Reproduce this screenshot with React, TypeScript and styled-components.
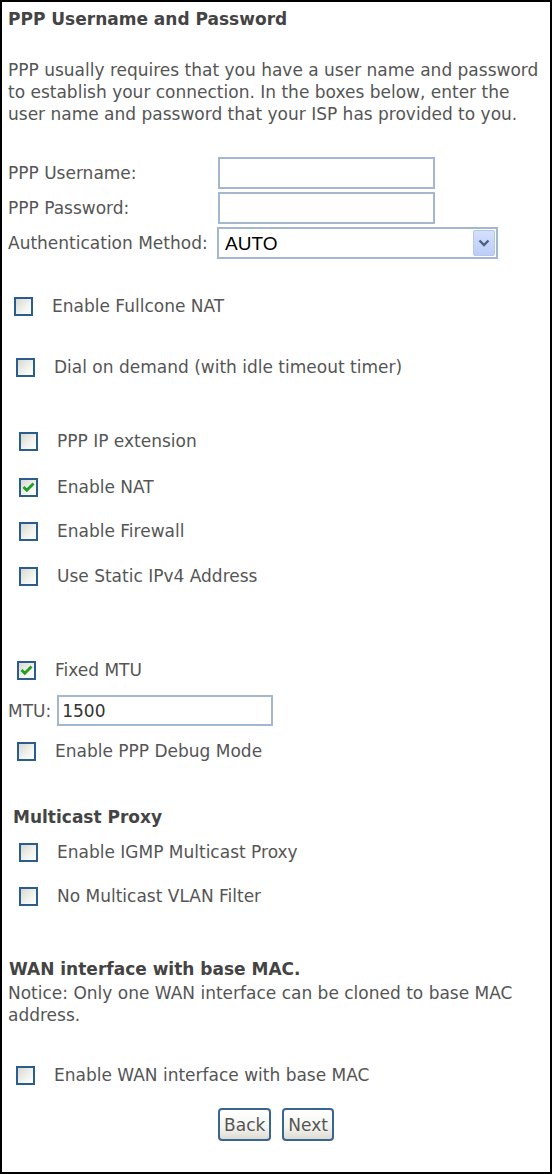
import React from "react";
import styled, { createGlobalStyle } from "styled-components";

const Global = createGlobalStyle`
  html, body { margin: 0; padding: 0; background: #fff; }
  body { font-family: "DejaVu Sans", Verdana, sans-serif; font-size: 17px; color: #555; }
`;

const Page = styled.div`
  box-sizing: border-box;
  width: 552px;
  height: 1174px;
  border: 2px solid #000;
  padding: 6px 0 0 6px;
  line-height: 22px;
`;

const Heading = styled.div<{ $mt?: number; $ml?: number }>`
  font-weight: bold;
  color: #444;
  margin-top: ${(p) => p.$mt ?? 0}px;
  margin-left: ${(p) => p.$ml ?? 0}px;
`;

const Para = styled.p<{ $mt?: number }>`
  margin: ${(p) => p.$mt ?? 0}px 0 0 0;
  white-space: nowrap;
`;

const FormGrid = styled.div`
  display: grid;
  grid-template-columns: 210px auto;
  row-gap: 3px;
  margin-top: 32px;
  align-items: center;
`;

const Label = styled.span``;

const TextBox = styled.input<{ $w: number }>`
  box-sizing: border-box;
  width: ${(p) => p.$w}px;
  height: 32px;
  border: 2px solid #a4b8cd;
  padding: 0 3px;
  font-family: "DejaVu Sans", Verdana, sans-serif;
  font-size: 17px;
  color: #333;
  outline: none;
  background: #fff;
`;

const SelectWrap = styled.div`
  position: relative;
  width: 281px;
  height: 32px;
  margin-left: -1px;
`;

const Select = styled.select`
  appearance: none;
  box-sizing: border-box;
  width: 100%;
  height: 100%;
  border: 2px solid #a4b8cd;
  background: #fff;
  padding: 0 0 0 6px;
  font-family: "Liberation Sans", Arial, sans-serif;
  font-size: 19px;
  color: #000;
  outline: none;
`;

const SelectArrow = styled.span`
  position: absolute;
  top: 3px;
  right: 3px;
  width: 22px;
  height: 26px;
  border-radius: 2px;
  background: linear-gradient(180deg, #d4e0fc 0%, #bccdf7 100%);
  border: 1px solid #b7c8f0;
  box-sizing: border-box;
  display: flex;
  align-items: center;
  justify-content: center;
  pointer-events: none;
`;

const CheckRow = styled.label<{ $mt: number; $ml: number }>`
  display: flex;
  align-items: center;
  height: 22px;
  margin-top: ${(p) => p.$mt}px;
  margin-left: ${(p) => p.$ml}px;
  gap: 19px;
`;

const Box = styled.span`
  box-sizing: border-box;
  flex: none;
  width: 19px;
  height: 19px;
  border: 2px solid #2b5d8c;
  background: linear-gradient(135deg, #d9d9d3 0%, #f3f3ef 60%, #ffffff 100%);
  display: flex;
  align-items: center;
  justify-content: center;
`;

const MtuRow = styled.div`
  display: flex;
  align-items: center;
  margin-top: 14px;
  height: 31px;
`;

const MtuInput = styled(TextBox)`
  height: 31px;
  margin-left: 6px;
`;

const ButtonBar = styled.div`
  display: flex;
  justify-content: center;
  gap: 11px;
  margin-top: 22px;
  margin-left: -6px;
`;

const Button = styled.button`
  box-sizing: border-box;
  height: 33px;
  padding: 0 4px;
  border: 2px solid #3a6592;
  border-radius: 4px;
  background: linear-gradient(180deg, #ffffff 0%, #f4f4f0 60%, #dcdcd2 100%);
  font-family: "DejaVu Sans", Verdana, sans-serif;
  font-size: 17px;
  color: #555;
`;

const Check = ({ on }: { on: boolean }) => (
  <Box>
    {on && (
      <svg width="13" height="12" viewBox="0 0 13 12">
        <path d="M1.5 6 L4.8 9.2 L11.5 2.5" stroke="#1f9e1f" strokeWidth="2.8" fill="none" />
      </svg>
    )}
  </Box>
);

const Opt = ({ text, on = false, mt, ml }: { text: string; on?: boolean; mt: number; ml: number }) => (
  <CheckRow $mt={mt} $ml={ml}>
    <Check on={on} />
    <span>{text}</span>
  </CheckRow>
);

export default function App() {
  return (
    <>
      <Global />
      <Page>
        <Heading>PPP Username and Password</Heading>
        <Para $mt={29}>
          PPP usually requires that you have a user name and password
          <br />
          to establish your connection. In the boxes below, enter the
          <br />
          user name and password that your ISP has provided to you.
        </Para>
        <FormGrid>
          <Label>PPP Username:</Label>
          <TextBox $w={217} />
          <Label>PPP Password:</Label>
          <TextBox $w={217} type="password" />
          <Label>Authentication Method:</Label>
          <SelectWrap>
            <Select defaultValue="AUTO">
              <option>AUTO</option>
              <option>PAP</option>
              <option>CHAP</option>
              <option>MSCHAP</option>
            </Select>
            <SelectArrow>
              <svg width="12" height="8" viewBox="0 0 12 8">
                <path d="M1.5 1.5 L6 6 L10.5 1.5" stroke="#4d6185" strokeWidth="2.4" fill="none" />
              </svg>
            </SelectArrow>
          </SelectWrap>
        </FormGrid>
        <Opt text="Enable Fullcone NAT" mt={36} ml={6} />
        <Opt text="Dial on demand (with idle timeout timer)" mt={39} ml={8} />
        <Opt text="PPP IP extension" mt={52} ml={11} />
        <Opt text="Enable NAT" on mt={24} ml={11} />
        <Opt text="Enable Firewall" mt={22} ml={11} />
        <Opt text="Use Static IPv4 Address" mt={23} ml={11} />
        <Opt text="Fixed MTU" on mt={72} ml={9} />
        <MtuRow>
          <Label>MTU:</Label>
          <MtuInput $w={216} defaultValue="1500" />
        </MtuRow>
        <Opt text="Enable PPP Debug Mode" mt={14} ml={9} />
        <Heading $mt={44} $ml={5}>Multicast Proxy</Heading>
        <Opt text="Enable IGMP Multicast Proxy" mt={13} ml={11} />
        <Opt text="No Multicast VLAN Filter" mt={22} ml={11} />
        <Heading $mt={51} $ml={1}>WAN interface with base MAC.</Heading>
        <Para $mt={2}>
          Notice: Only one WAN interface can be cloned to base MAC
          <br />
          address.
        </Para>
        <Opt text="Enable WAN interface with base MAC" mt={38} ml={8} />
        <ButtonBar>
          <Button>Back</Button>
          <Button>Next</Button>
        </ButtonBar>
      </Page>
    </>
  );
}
++++
* **GIVEN TASK**: Write out every line above exactly as it is, leaving out the pictures.

* **EXERCISE ANSWER**:
Reproduce this screenshot with React, TypeScript and styled-components.
import React from "react";
import styled, { createGlobalStyle } from "styled-components";

const Global = createGlobalStyle`
  html, body { margin: 0; padding: 0; background: #fff; }
  body { font-family: "DejaVu Sans", Verdana, sans-serif; font-size: 17px; color: #555; }
`;

const Page = styled.div`
  box-sizing: border-box;
  width: 552px;
  height: 1174px;
  border: 2px solid #000;
  padding: 6px 0 0 6px;
  line-height: 22px;
`;

const Heading = styled.div<{ $mt?: number; $ml?: number }>`
  font-weight: bold;
  color: #444;
  margin-top: ${(p) => p.$mt ?? 0}px;
  margin-left: ${(p) => p.$ml ?? 0}px;
`;

const Para = styled.p<{ $mt?: number }>`
  margin: ${(p) => p.$mt ?? 0}px 0 0 0;
  white-space: nowrap;
`;

const FormGrid = styled.div`
  display: grid;
  grid-template-columns: 210px auto;
  row-gap: 3px;
  margin-top: 32px;
  align-items: center;
`;

const Label = styled.span``;

const TextBox = styled.input<{ $w: number }>`
  box-sizing: border-box;
  width: ${(p) => p.$w}px;
  height: 32px;
  border: 2px solid #a4b8cd;
  padding: 0 3px;
  font-family: "DejaVu Sans", Verdana, sans-serif;
  font-size: 17px;
  color: #333;
  outline: none;
  background: #fff;
`;

const SelectWrap = styled.div`
  position: relative;
  width: 281px;
  height: 32px;
  margin-left: -1px;
`;

const Select = styled.select`
  appearance: none;
  box-sizing: border-box;
  width: 100%;
  height: 100%;
  border: 2px solid #a4b8cd;
  background: #fff;
  padding: 0 0 0 6px;
  font-family: "Liberation Sans", Arial, sans-serif;
  font-size: 19px;
  color: #000;
  outline: none;
`;

const SelectArrow = styled.span`
  position: absolute;
  top: 3px;
  right: 3px;
  width: 22px;
  height: 26px;
  border-radius: 2px;
  background: linear-gradient(180deg, #d4e0fc 0%, #bccdf7 100%);
  border: 1px solid #b7c8f0;
  box-sizing: border-box;
  display: flex;
  align-items: center;
  justify-content: center;
  pointer-events: none;
`;

const CheckRow = styled.label<{ $mt: number; $ml: number }>`
  display: flex;
  align-items: center;
  height: 22px;
  margin-top: ${(p) => p.$mt}px;
  margin-left: ${(p) => p.$ml}px;
  gap: 19px;
`;

const Box = styled.span`
  box-sizing: border-box;
  flex: none;
  width: 19px;
  height: 19px;
  border: 2px solid #2b5d8c;
  background: linear-gradient(135deg, #d9d9d3 0%, #f3f3ef 60%, #ffffff 100%);
  display: flex;
  align-items: center;
  justify-content: center;
`;

const MtuRow = styled.div`
  display: flex;
  align-items: center;
  margin-top: 14px;
  height: 31px;
`;

const MtuInput = styled(TextBox)`
  height: 31px;
  margin-left: 6px;
`;

const ButtonBar = styled.div`
  display: flex;
  justify-content: center;
  gap: 11px;
  margin-top: 22px;
  margin-left: -6px;
`;

const Button = styled.button`
  box-sizing: border-box;
  height: 33px;
  padding: 0 4px;
  border: 2px solid #3a6592;
  border-radius: 4px;
  background: linear-gradient(180deg, #ffffff 0%, #f4f4f0 60%, #dcdcd2 100%);
  font-family: "DejaVu Sans", Verdana, sans-serif;
  font-size: 17px;
  color: #555;
`;

const Check = ({ on }: { on: boolean }) => (
  <Box>
    {on && (
      <svg width="13" height="12" viewBox="0 0 13 12">
        <path d="M1.5 6 L4.8 9.2 L11.5 2.5" stroke="#1f9e1f" strokeWidth="2.8" fill="none" />
      </svg>
    )}
  </Box>
);

const Opt = ({ text, on = false, mt, ml }: { text: string; on?: boolean; mt: number; ml: number }) => (
  <CheckRow $mt={mt} $ml={ml}>
    <Check on={on} />
    <span>{text}</span>
  </CheckRow>
);

export default function App() {
  return (
    <>
      <Global />
      <Page>
        <Heading>PPP Username and Password</Heading>
        <Para $mt={29}>
          PPP usually requires that you have a user name and password
          <br />
          to establish your connection. In the boxes below, enter the
          <br />
          user name and password that your ISP has provided to you.
        </Para>
        <FormGrid>
          <Label>PPP Username:</Label>
          <TextBox $w={217} />
          <Label>PPP Password:</Label>
          <TextBox $w={217} type="password" />
          <Label>Authentication Method:</Label>
          <SelectWrap>
            <Select defaultValue="AUTO">
              <option>AUTO</option>
              <option>PAP</option>
              <option>CHAP</option>
              <option>MSCHAP</option>
            </Select>
            <SelectArrow>
              <svg width="12" height="8" viewBox="0 0 12 8">
                <path d="M1.5 1.5 L6 6 L10.5 1.5" stroke="#4d6185" strokeWidth="2.4" fill="none" />
              </svg>
            </SelectArrow>
          </SelectWrap>
        </FormGrid>
        <Opt text="Enable Fullcone NAT" mt={36} ml={6} />
        <Opt text="Dial on demand (with idle timeout timer)" mt={39} ml={8} />
        <Opt text="PPP IP extension" mt={52} ml={11} />
        <Opt text="Enable NAT" on mt={24} ml={11} />
        <Opt text="Enable Firewall" mt={22} ml={11} />
        <Opt text="Use Static IPv4 Address" mt={23} ml={11} />
        <Opt text="Fixed MTU" on mt={72} ml={9} />
        <MtuRow>
          <Label>MTU:</Label>
          <MtuInput $w={216} defaultValue="1500" />
        </MtuRow>
        <Opt text="Enable PPP Debug Mode" mt={14} ml={9} />
        <Heading $mt={44} $ml={5}>Multicast Proxy</Heading>
        <Opt text="Enable IGMP Multicast Proxy" mt={13} ml={11} />
        <Opt text="No Multicast VLAN Filter" mt={22} ml={11} />
        <Heading $mt={51} $ml={1}>WAN interface with base MAC.</Heading>
        <Para $mt={2}>
          Notice: Only one WAN interface can be cloned to base MAC
          <br />
          address.
        </Para>
        <Opt text="Enable WAN interface with base MAC" mt={38} ml={8} />
        <ButtonBar>
          <Button>Back</Button>
          <Button>Next</Button>
        </ButtonBar>
      </Page>
    </>
  );
}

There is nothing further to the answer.